One of the major challenges in management of Hemophilia is the treatment cost. Currently, the factor concentrates available for use by Hemophilia patients are provided by donors.
Among the major donors are Novo Nordisk Hemophilia Association and World Federation of Hemophilia.
Mwakichako said the inherited blood disorders like Hemophilia and Sickle Cell remain the most expensive to manage.
“The Drugs and treatment is prohibitively high for patients who are financially challenged. The government should step in and make this treatment free,” she said.
There have been efforts to have the government through the Ministry of Health to pay more attention to Hemophilia and other inherited blood disorders.
In June 2019, nominated Member of Parliament (MP) representing Persons with Disability, David Ole Sankok, presented a petition in parliament seeking to have treatment of Hemophilia upgraded.
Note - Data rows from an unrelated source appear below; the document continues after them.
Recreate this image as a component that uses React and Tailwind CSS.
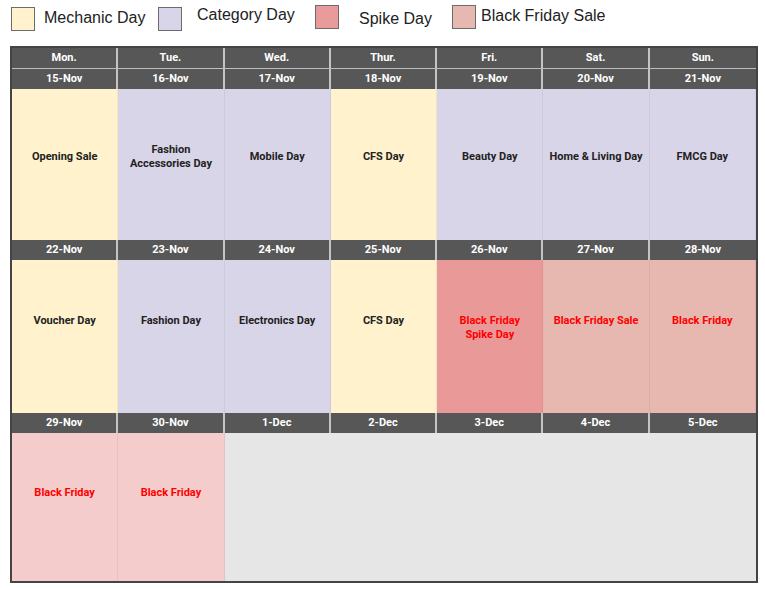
import React from 'react';

const legend = [
  { label: 'Mechanic Day', fill: 'bg-[#fff2cc]', w: 'w-[147px]', box: 'mt-[7px]', text: 'ml-[9px] mt-[8px]' },
  { label: 'Category Day', fill: 'bg-[#d9d5e8]', w: 'w-[157px]', box: 'mt-[7px]', text: 'ml-[15px] mt-[5px]' },
  { label: 'Spike Day', fill: 'bg-[#e99a9a]', w: 'w-[137px]', box: 'mt-[5px]', text: 'ml-[20px] mt-[9px]' },
  { label: 'Black Friday Sale', fill: 'bg-[#e6b8af]', w: 'w-[200px]', box: 'mt-[5px]', text: 'ml-[5px] mt-[6px]' },
];

const days = ['Mon.', 'Tue.', 'Wed.', 'Thur.', 'Fri.', 'Sat.', 'Sun.'];

const Y = 'bg-[#fff2cc]';
const L = 'bg-[#d9d5e8]';
const S = 'bg-[#ea9999]';
const B = 'bg-[#e6b8af]';
const P = 'bg-[#f4cccc]';

const weeks = [
  {
    dates: ['15-Nov', '16-Nov', '17-Nov', '18-Nov', '19-Nov', '20-Nov', '21-Nov'],
    height: 'h-[151px]',
    align: 'justify-center pb-[16px]',
    cells: [
      { t: 'Opening Sale', c: Y },
      { t: ['Fashion', 'Accessories Day'], c: L },
      { t: 'Mobile Day', c: L },
      { t: 'CFS Day', c: Y },
      { t: 'Beauty Day', c: L },
      { t: 'Home & Living Day', c: L },
      { t: 'FMCG Day', c: L },
    ],
  },
  {
    dates: ['22-Nov', '23-Nov', '24-Nov', '25-Nov', '26-Nov', '27-Nov', '28-Nov'],
    height: 'h-[153px]',
    align: 'justify-start pt-[54px]',
    cells: [
      { t: 'Voucher Day', c: Y },
      { t: 'Fashion Day', c: L },
      { t: 'Electronics Day', c: L },
      { t: 'CFS Day', c: Y },
      { t: ['Black Friday', 'Spike Day'], c: S, red: true },
      { t: 'Black Friday Sale', c: B, red: true },
      { t: 'Black Friday', c: B, red: true },
    ],
  },
  {
    dates: ['29-Nov', '30-Nov', '1-Dec', '2-Dec', '3-Dec', '4-Dec', '5-Dec'],
    height: 'h-[148px]',
    align: 'justify-start pt-[53px]',
    cells: [
      { t: 'Black Friday', c: P, red: true },
      { t: 'Black Friday', c: P, red: true },
      { t: '', c: 'bg-[#e6e6e6]', span: true },
    ],
  },
];

const HeadCell = ({ children, last }) => (
  <div
    className={`h-[20px] flex items-center justify-center bg-[#575757] text-white font-bold text-[11px] ${
      last ? '' : 'border-r-2 border-[#c4c4c4]'
    }`}
  >
    {children}
  </div>
);

const App = () => {
  return (
    <div className="w-[765px] h-[590px] bg-white" style={{ fontFamily: '"Liberation Sans", Arial, sans-serif' }}>
      <div className="flex h-[46px] pl-[11px]">
        {legend.map((item) => (
          <div key={item.label} className={`flex items-start ${item.w}`}>
            <div className={`w-[24px] h-[24px] border border-[#6b6b6b] ${item.fill} ${item.box}`} />
            <span className={`text-[16px] leading-[20px] text-[#222] ${item.text}`}>{item.label}</span>
          </div>
        ))}
      </div>

      <div
        className="ml-[10px] w-[748px] border-2 border-[#444]"
        style={{ fontFamily: 'Roboto, "Liberation Sans", sans-serif' }}
      >
        <div className="grid grid-cols-7 border-b border-[#bdbdbd]">
          {days.map((d, i) => (
            <HeadCell key={d} last={i === 6}>
              {d}
            </HeadCell>
          ))}
        </div>

        {weeks.map((w, wi) => (
          <div key={wi}>
            <div className="grid grid-cols-7">
              {w.dates.map((d, i) => (
                <HeadCell key={d} last={i === 6}>
                  {d}
                </HeadCell>
              ))}
            </div>
            <div className={`grid grid-cols-7 ${w.height}`}>
              {w.cells.map((cell, i) => (
                <div
                  key={i}
                  className={`flex flex-col items-center text-center text-[11px] leading-[14px] font-bold ${cell.c} ${
                    cell.span ? 'col-span-5' : 'border-r border-black/5'
                  } ${cell.red ? 'text-[#ff0000]' : 'text-[#222]'} ${w.align}`}
                >
                  {Array.isArray(cell.t) ? cell.t.map((line) => <span key={line}>{line}</span>) : <span>{cell.t}</span>}
                </div>
              ))}
            </div>
          </div>
        ))}
      </div>
    </div>
  );
};

export default App;
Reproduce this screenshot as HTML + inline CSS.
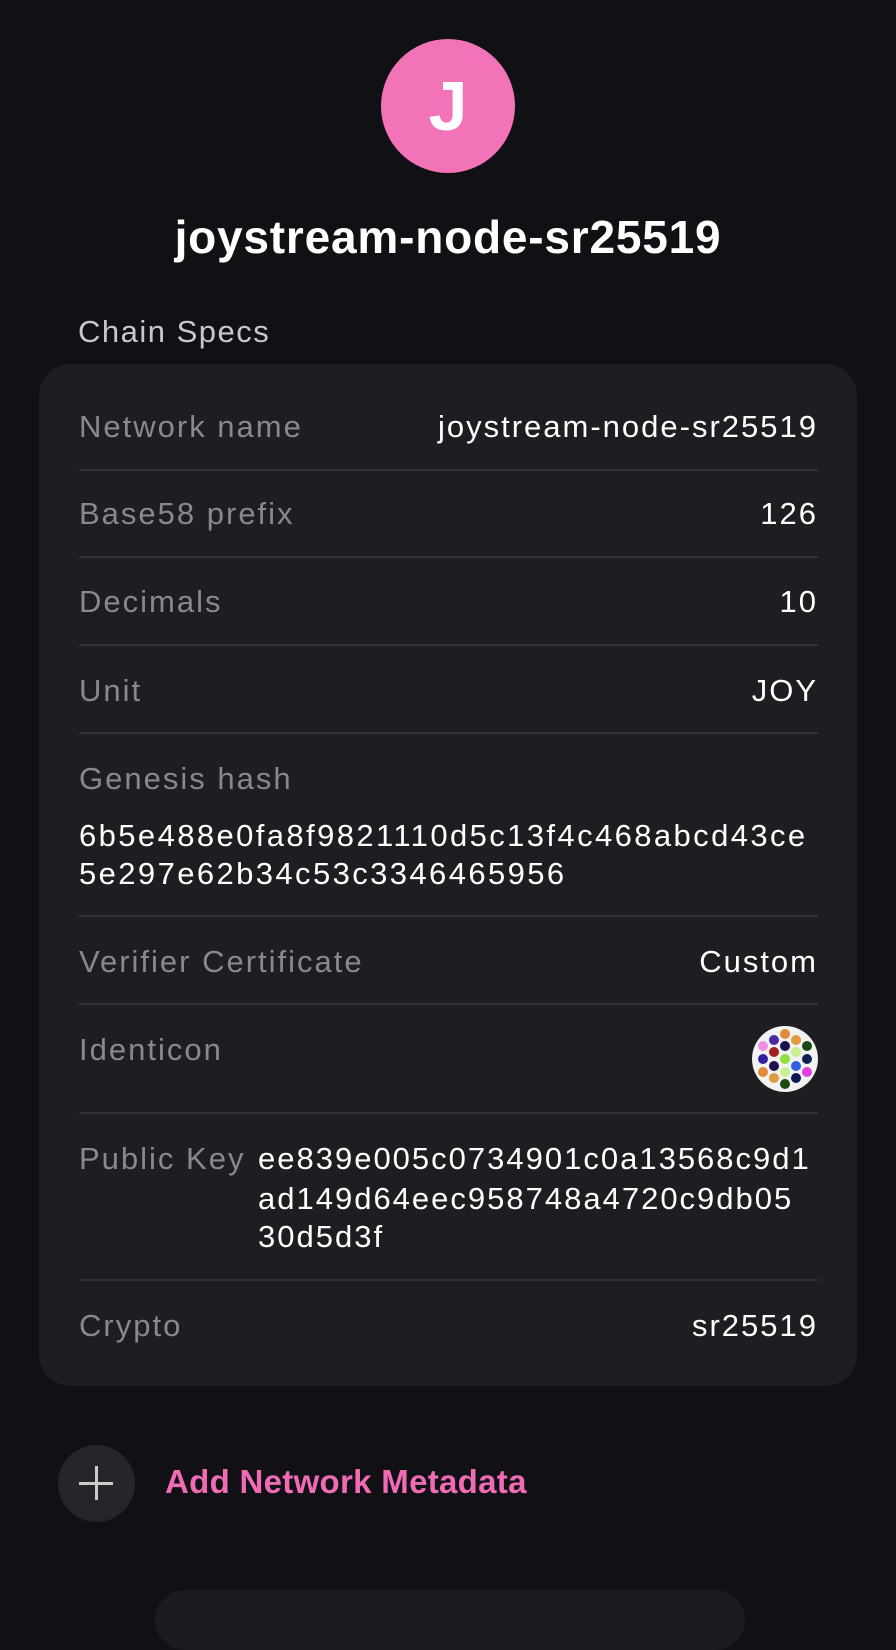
<!DOCTYPE html>
<html><head><meta charset="utf-8"><style>
*{margin:0;padding:0;box-sizing:border-box}
body{width:896px;height:1600px;background:#111115;font-family:"Liberation Sans",sans-serif;color:#fff;position:relative;overflow:hidden}
.abs{position:absolute}
.av{left:381px;top:39px;width:134px;height:134px;border-radius:50%;background:#f373b8;color:#fff;font-weight:bold;font-size:70px;text-align:center;line-height:134px}
.title{left:0;width:896px;top:210px;text-align:center;font-weight:bold;font-size:46px;letter-spacing:0.8px}
.cs{left:78px;top:314px;font-size:31px;color:#c8c8cc;letter-spacing:1.5px}
.card{left:39px;top:364px;width:818px;height:1022px;border-radius:32px;background:#1e1e22}
.t{position:absolute;font-size:31px;letter-spacing:2px;line-height:38px}
.l{left:79px;color:#88888e}
.r{right:78px;color:#fff;text-align:right}
.v{color:#fff}
.d{position:absolute;left:79px;width:739px;height:2px;background:#323236}
</style></head><body>
<div class="abs av">J</div>
<div class="abs title">joystream-node-sr25519</div>
<div class="abs cs">Chain Specs</div>
<div class="abs card"></div>

<div class="t l" style="top:408px">Network name</div>
<div class="t r" style="top:408px">joystream-node-sr25519</div>
<div class="d" style="top:469px"></div>
<div class="t l" style="top:495px">Base58 prefix</div>
<div class="t r" style="top:495px">126</div>
<div class="d" style="top:556px"></div>
<div class="t l" style="top:583px">Decimals</div>
<div class="t r" style="top:583px">10</div>
<div class="d" style="top:644px"></div>
<div class="t l" style="top:672px">Unit</div>
<div class="t r" style="top:672px">JOY</div>
<div class="d" style="top:732px"></div>
<div class="t l" style="top:760px">Genesis hash</div>
<div class="t v" style="left:79px;top:817px;letter-spacing:2.4px">6b5e488e0fa8f9821110d5c13f4c468abcd43ce</div>
<div class="t v" style="left:79px;top:855px;letter-spacing:2.4px">5e297e62b34c53c3346465956</div>
<div class="d" style="top:915px"></div>
<div class="t l" style="top:943px">Verifier Certificate</div>
<div class="t r" style="top:943px">Custom</div>
<div class="d" style="top:1003px"></div>
<div class="t l" style="top:1031px">Identicon</div>
<svg class="abs" style="left:752px;top:1026px" width="66" height="66" viewBox="0 0 66 66">
<circle cx="33" cy="33" r="33" fill="#f2f2f2"/>
<g>
<circle cx="33" cy="8" r="5" fill="#e08a3a"/>
<circle cx="22" cy="14" r="5" fill="#4a2aa0"/>
<circle cx="44" cy="14" r="5" fill="#e09a40"/>
<circle cx="11" cy="20" r="5" fill="#f090e0"/>
<circle cx="33" cy="20" r="5" fill="#1a1050"/>
<circle cx="55" cy="20" r="5" fill="#1a4a10"/>
<circle cx="22" cy="26" r="5" fill="#a02020"/>
<circle cx="44" cy="26" r="5" fill="#c8f090"/>
<circle cx="11" cy="33" r="5" fill="#3020a0"/>
<circle cx="33" cy="33" r="5" fill="#90e040"/>
<circle cx="55" cy="33" r="5" fill="#102050"/>
<circle cx="22" cy="40" r="5" fill="#201050"/>
<circle cx="44" cy="40" r="5" fill="#3060e0"/>
<circle cx="11" cy="46" r="5" fill="#e08a3a"/>
<circle cx="33" cy="46" r="5" fill="#c8f090"/>
<circle cx="55" cy="46" r="5" fill="#e040e0"/>
<circle cx="22" cy="52" r="5" fill="#e09a40"/>
<circle cx="44" cy="52" r="5" fill="#0a1a50"/>
<circle cx="33" cy="58" r="5" fill="#1a4a10"/>
</g></svg>
<div class="d" style="top:1112px"></div>
<div class="t l" style="top:1140px">Public Key</div>
<div class="t v" style="left:258px;top:1140px;letter-spacing:2px">ee839e005c0734901c0a13568c9d1</div>
<div class="t v" style="left:258px;top:1180px;letter-spacing:2px">ad149d64eec958748a4720c9db05</div>
<div class="t v" style="left:258px;top:1218px;letter-spacing:2px">30d5d3f</div>
<div class="d" style="top:1279px"></div>
<div class="t l" style="top:1307px">Crypto</div>
<div class="t r" style="top:1307px">sr25519</div>

<div class="abs" style="left:58px;top:1445px;width:77px;height:77px;border-radius:50%;background:#25252a"></div>
<div class="abs" style="left:79px;top:1482px;width:34px;height:3px;background:#ccc"></div>
<div class="abs" style="left:95px;top:1466px;width:3px;height:34px;background:#ccc"></div>
<div class="abs" style="left:165px;top:1463px;font-size:33px;font-weight:bold;color:#f06bb5;letter-spacing:0.3px">Add Network Metadata</div>
<div class="abs" style="left:155px;top:1590px;width:590px;height:60px;border-radius:30px;background:#1c1c20"></div>
</body></html>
He argued that the blood clotting factors by donors only covered 30 per cent of the total amount needed by the 750 hemophilic patients which forced most patients to undergo expensive procedures, including blood transfusions.
He requested the Ministry of Health to recognize the factors as essential for hemophilic patients which would allow Kenya Medical Supplies Authority (KEMSA) to procure the life-saving product.
The MP asked the government to open more Hemophilia Treatment Centres and classify the condition as a disability for recognition by the National Council for Persons Living with Disabilities.
He called National Hospital Insurance Fund (NHIF) to cover the treatment of Hemophilia to ease the economic burden of the patient.
The government responded. In April last year, the Cabinet Secretary for Health, Mutahi Kagwe, formed The National Advisory Committee To Advice and Oversee The Supply and Utilization of Blood and Blood Products.
Amongst the gazetted names for committee members is a renowned Hematologist, Dr.Kibet Shikuku, who is the current Chief Executive Officer of KHA.
The Committee will hand over its final report this month. It is expected, amongst the recommendations, will be modalities and government interventions for the management of Hemophilia conditions.